Ladies, Gentlemen and their leaders,
Guruji’s asshram is happy to announce you that his holiness has found some time to converse with you all again. His holy bottom is placed on the dias, you may now raise your doubts, grievances and concerns.
[Q] Manoj asks - Guruji, you were not giving darshan for a very long time. Were you on a long pilgrimage or a long maun-vrat?
[A] Guruji - None my son! With the arrival of welfare state in his part of the world, he was busy executing the executive and execution powers that his spiritual bottom was vested with by the government.
[Q] Ram asks - Then Guruji, why have you decided to descend from the throne to talk to us now?
[A] Guruji - Things now stand changed my son; With some eternally conceived sons of a lady with canine bloodline in the media brought up this issue that fake degrees cannot be considered degrees any more and his holiness who was in possession of few had to surrender his executive powers until the government amend the present law(lessness) such that any degree, including their primate-pedigree should be considered valid and valuable if it is bestowed on a V.I.P. In the meanwhile, Guruji decided to sit back, relax and spend his free time enlightening his disciples.
[Q] Kumar asks - Guruji, It is said that wheels are man’s greatest invention and has changed the course of human life. Can you explain?

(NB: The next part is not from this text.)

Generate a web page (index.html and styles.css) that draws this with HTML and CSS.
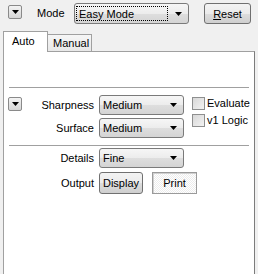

[A] Guruji - Son, this is true and for multiple reasons. One was that invention of wheels made man realize the power of rotational motion, a knowledge that was hitherto common sense and was known only to women and children. Also by inventing wheels, man realized that many things can be “invented” and inventions can keep him away from being asked to go out and hunt in the super-market. Also once wheels were invented, man had to invent many more things to place his bottom on it and keep it running steady - such as engines, air-bags, cup-holders etc. In summary, the invention of wheels dramatically changed man’s life until mid 20th century, by when TV remote was invented.
[Q] Smita asks - Guruji, you are an immortal who has seen many many yugas of human life. Recently an eminent personality claimed that aircraft were operational from around 7000 years in his part of the world. Can you confirm whether this is correct?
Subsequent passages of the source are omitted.